Written request:
Output each line exactly as it appears, skipping any embedded picture.

Data excerpt:
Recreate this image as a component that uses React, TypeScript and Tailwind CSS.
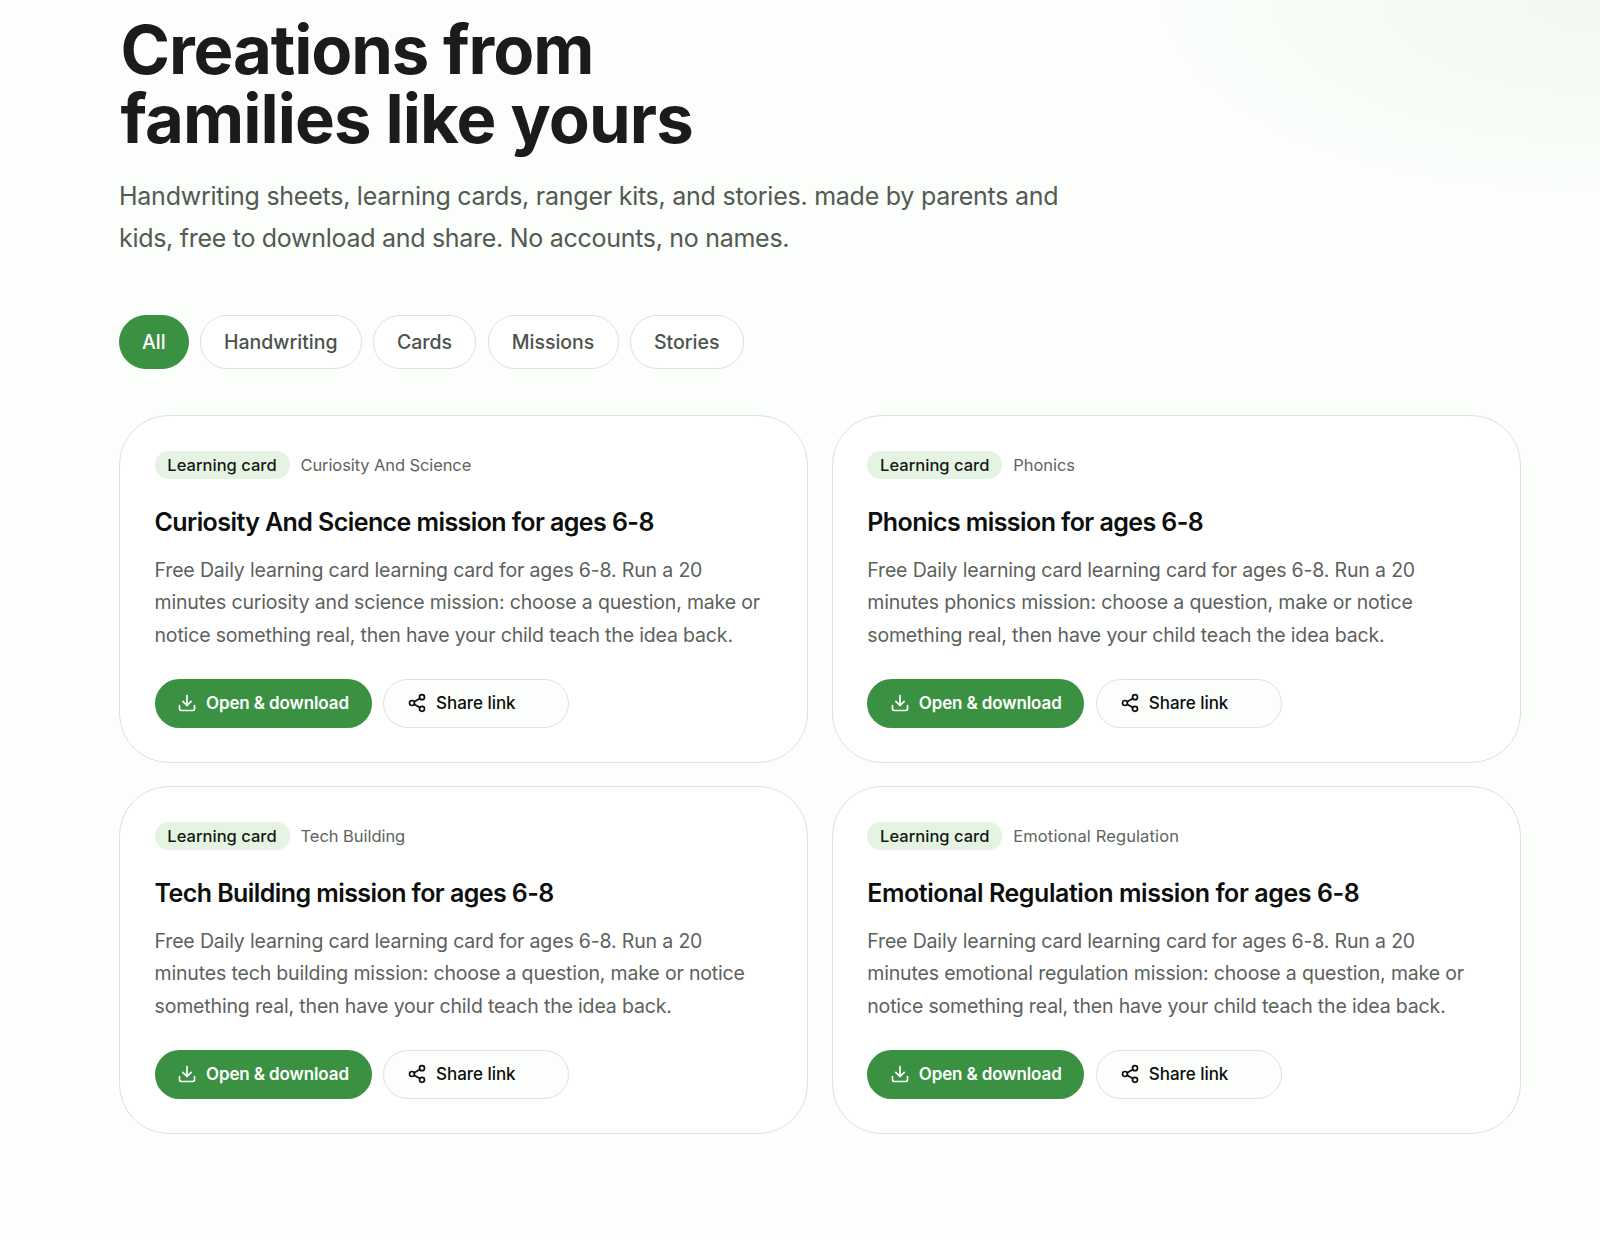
import { Download, Share2 } from "lucide-react";
import clsx from "clsx";

const filters = [
  { label: "All", width: "w-[69.5px]", active: true },
  { label: "Handwriting", width: "w-[161.5px]" },
  { label: "Cards", width: "w-[103px]" },
  { label: "Missions", width: "w-[131px]" },
  { label: "Stories", width: "w-[113.5px]" },
];

const intro = "Free Daily learning card learning card for ages 6-8. Run a 20";

const cards = [
  {
    topic: "Curiosity And Science",
    titleTracking: "tracking-[-0.58px]",
    topicTracking: "tracking-[-0.1px]",
    lines: [
      intro,
      "minutes curiosity and science mission: choose a question, make or",
      "notice something real, then have your child teach the idea back.",
    ],
  },
  {
    topic: "Phonics",
    titleTracking: "tracking-[-0.57px]",
    topicTracking: "tracking-[-0.05px]",
    lines: [
      intro,
      "minutes phonics mission: choose a question, make or notice",
      "something real, then have your child teach the idea back.",
    ],
  },
  {
    topic: "Tech Building",
    titleTracking: "tracking-[-0.57px]",
    topicTracking: "tracking-[-0.05px]",
    lines: [
      intro,
      "minutes tech building mission: choose a question, make or notice",
      "something real, then have your child teach the idea back.",
    ],
  },
  {
    topic: "Emotional Regulation",
    titleTracking: "tracking-[-0.43px]",
    topicTracking: "tracking-[0.12px]",
    lines: [
      intro,
      "minutes emotional regulation mission: choose a question, make or",
      "notice something real, then have your child teach the idea back.",
    ],
  },
];

type Card = (typeof cards)[number];

function CreationCard({ topic, titleTracking, topicTracking, lines }: Card) {
  return (
    <article className="h-[347.5px] rounded-[50px] border border-[#dde2dc] bg-white px-[34.5px] pt-[34.5px] whitespace-nowrap">
      <div className="flex h-7 items-center gap-[11px]">
        <span className="flex h-7 w-[135px] items-center justify-center rounded-full bg-[#e5f4e2] pt-[1.5px] text-[16.5px] font-medium tracking-[0.02px] text-[#141814]">
          Learning card
        </span>
        <span className={clsx("pt-[1.5px] text-[16.5px] text-[#5d645d]", topicTracking)}>{topic}</span>
      </div>
      <h2 className={clsx("mt-[27.5px] text-[25px] leading-8 font-semibold text-[#0c0f0c]", titleTracking)}>
        {topic} mission for ages 6-8
      </h2>
      <p className="mt-4 text-[19.5px] leading-[32.4px] tracking-[-0.16px] text-[#5b625b]">
        {lines.map((line) => (
          <span key={line} className="block">
            {line}
          </span>
        ))}
      </p>
      <div className="mt-7 flex gap-[11.5px]">
        <button className="flex h-[48.5px] w-[217px] items-center gap-[9px] rounded-full bg-[#3a9142] pl-[22.5px] text-[17px] font-semibold tracking-[-0.12px] text-white">
          <Download size={20} strokeWidth={2} />
          Open &amp; download
        </button>
        <button className="flex h-[48.5px] w-[186px] items-center gap-[9px] rounded-full border border-[#dde2dc] bg-[#fbfefb] pl-[23px] text-[17px] font-medium tracking-[-0.04px] text-[#0c0f0c]">
          <Share2 size={20} strokeWidth={2} />
          Share link
        </button>
      </div>
    </article>
  );
}

export default function App() {
  return (
    <main className="h-[1240px] w-[1600px] overflow-hidden bg-[#fbfefb] bg-[radial-gradient(ellipse_440px_190px_at_100%_0%,#f3f9f2_0%,#f6fcf5_50%,#fbfefb_100%)] pt-[14.5px] pl-[119px] font-['Inter',sans-serif]">
      <h1 className="pl-[1.5px] text-[67px] leading-[69px] font-bold text-[#1a1c19]">
        <span className="block tracking-[-1.1px]">Creations from</span>
        <span className="block tracking-[-0.9px]">families like yours</span>
      </h1>
      <p className="mt-[22.5px] text-[25px] leading-[42px] text-[#525a52]">
        <span className="block tracking-[-0.25px]">
          Handwriting sheets, learning cards, ranger kits, and stories. made by parents and
        </span>
        <span className="block tracking-[-0.29px]">
          kids, free to download and share. No accounts, no names.
        </span>
      </p>
      <nav className="mt-14 flex gap-[11.5px]">
        {filters.map((f) => (
          <button
            key={f.label}
            className={clsx(
              "flex h-[54px] items-center justify-center rounded-full border pt-[1.5px] text-[19.5px] font-medium",
              f.width,
              f.active
                ? "border-[#3a9142] bg-[#3a9142] text-white"
                : "border-[#dde2dc] bg-white text-[#4c534c]",
            )}
          >
            {f.label}
          </button>
        ))}
      </nav>
      <section className="mt-[46px] grid w-[1402px] grid-cols-2 gap-x-[23.5px] gap-y-[23.5px]">
        {cards.map((c) => (
          <CreationCard key={c.topic} {...c} />
        ))}
      </section>
    </main>
  );
}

Result for this exercise:
Recreate this image as a component that uses React, TypeScript and Tailwind CSS.
import { Download, Share2 } from "lucide-react";
import clsx from "clsx";

const filters = [
  { label: "All", width: "w-[69.5px]", active: true },
  { label: "Handwriting", width: "w-[161.5px]" },
  { label: "Cards", width: "w-[103px]" },
  { label: "Missions", width: "w-[131px]" },
  { label: "Stories", width: "w-[113.5px]" },
];

const intro = "Free Daily learning card learning card for ages 6-8. Run a 20";

const cards = [
  {
    topic: "Curiosity And Science",
    titleTracking: "tracking-[-0.58px]",
    topicTracking: "tracking-[-0.1px]",
    lines: [
      intro,
      "minutes curiosity and science mission: choose a question, make or",
      "notice something real, then have your child teach the idea back.",
    ],
  },
  {
    topic: "Phonics",
    titleTracking: "tracking-[-0.57px]",
    topicTracking: "tracking-[-0.05px]",
    lines: [
      intro,
      "minutes phonics mission: choose a question, make or notice",
      "something real, then have your child teach the idea back.",
    ],
  },
  {
    topic: "Tech Building",
    titleTracking: "tracking-[-0.57px]",
    topicTracking: "tracking-[-0.05px]",
    lines: [
      intro,
      "minutes tech building mission: choose a question, make or notice",
      "something real, then have your child teach the idea back.",
    ],
  },
  {
    topic: "Emotional Regulation",
    titleTracking: "tracking-[-0.43px]",
    topicTracking: "tracking-[0.12px]",
    lines: [
      intro,
      "minutes emotional regulation mission: choose a question, make or",
      "notice something real, then have your child teach the idea back.",
    ],
  },
];

type Card = (typeof cards)[number];

function CreationCard({ topic, titleTracking, topicTracking, lines }: Card) {
  return (
    <article className="h-[347.5px] rounded-[50px] border border-[#dde2dc] bg-white px-[34.5px] pt-[34.5px] whitespace-nowrap">
      <div className="flex h-7 items-center gap-[11px]">
        <span className="flex h-7 w-[135px] items-center justify-center rounded-full bg-[#e5f4e2] pt-[1.5px] text-[16.5px] font-medium tracking-[0.02px] text-[#141814]">
          Learning card
        </span>
        <span className={clsx("pt-[1.5px] text-[16.5px] text-[#5d645d]", topicTracking)}>{topic}</span>
      </div>
      <h2 className={clsx("mt-[27.5px] text-[25px] leading-8 font-semibold text-[#0c0f0c]", titleTracking)}>
        {topic} mission for ages 6-8
      </h2>
      <p className="mt-4 text-[19.5px] leading-[32.4px] tracking-[-0.16px] text-[#5b625b]">
        {lines.map((line) => (
          <span key={line} className="block">
            {line}
          </span>
        ))}
      </p>
      <div className="mt-7 flex gap-[11.5px]">
        <button className="flex h-[48.5px] w-[217px] items-center gap-[9px] rounded-full bg-[#3a9142] pl-[22.5px] text-[17px] font-semibold tracking-[-0.12px] text-white">
          <Download size={20} strokeWidth={2} />
          Open &amp; download
        </button>
        <button className="flex h-[48.5px] w-[186px] items-center gap-[9px] rounded-full border border-[#dde2dc] bg-[#fbfefb] pl-[23px] text-[17px] font-medium tracking-[-0.04px] text-[#0c0f0c]">
          <Share2 size={20} strokeWidth={2} />
          Share link
        </button>
      </div>
    </article>
  );
}

export default function App() {
  return (
    <main className="h-[1240px] w-[1600px] overflow-hidden bg-[#fbfefb] bg-[radial-gradient(ellipse_440px_190px_at_100%_0%,#f3f9f2_0%,#f6fcf5_50%,#fbfefb_100%)] pt-[14.5px] pl-[119px] font-['Inter',sans-serif]">
      <h1 className="pl-[1.5px] text-[67px] leading-[69px] font-bold text-[#1a1c19]">
        <span className="block tracking-[-1.1px]">Creations from</span>
        <span className="block tracking-[-0.9px]">families like yours</span>
      </h1>
      <p className="mt-[22.5px] text-[25px] leading-[42px] text-[#525a52]">
        <span className="block tracking-[-0.25px]">
          Handwriting sheets, learning cards, ranger kits, and stories. made by parents and
        </span>
        <span className="block tracking-[-0.29px]">
          kids, free to download and share. No accounts, no names.
        </span>
      </p>
      <nav className="mt-14 flex gap-[11.5px]">
        {filters.map((f) => (
          <button
            key={f.label}
            className={clsx(
              "flex h-[54px] items-center justify-center rounded-full border pt-[1.5px] text-[19.5px] font-medium",
              f.width,
              f.active
                ? "border-[#3a9142] bg-[#3a9142] text-white"
                : "border-[#dde2dc] bg-white text-[#4c534c]",
            )}
          >
            {f.label}
          </button>
        ))}
      </nav>
      <section className="mt-[46px] grid w-[1402px] grid-cols-2 gap-x-[23.5px] gap-y-[23.5px]">
        {cards.map((c) => (
          <CreationCard key={c.topic} {...c} />
        ))}
      </section>
    </main>
  );
}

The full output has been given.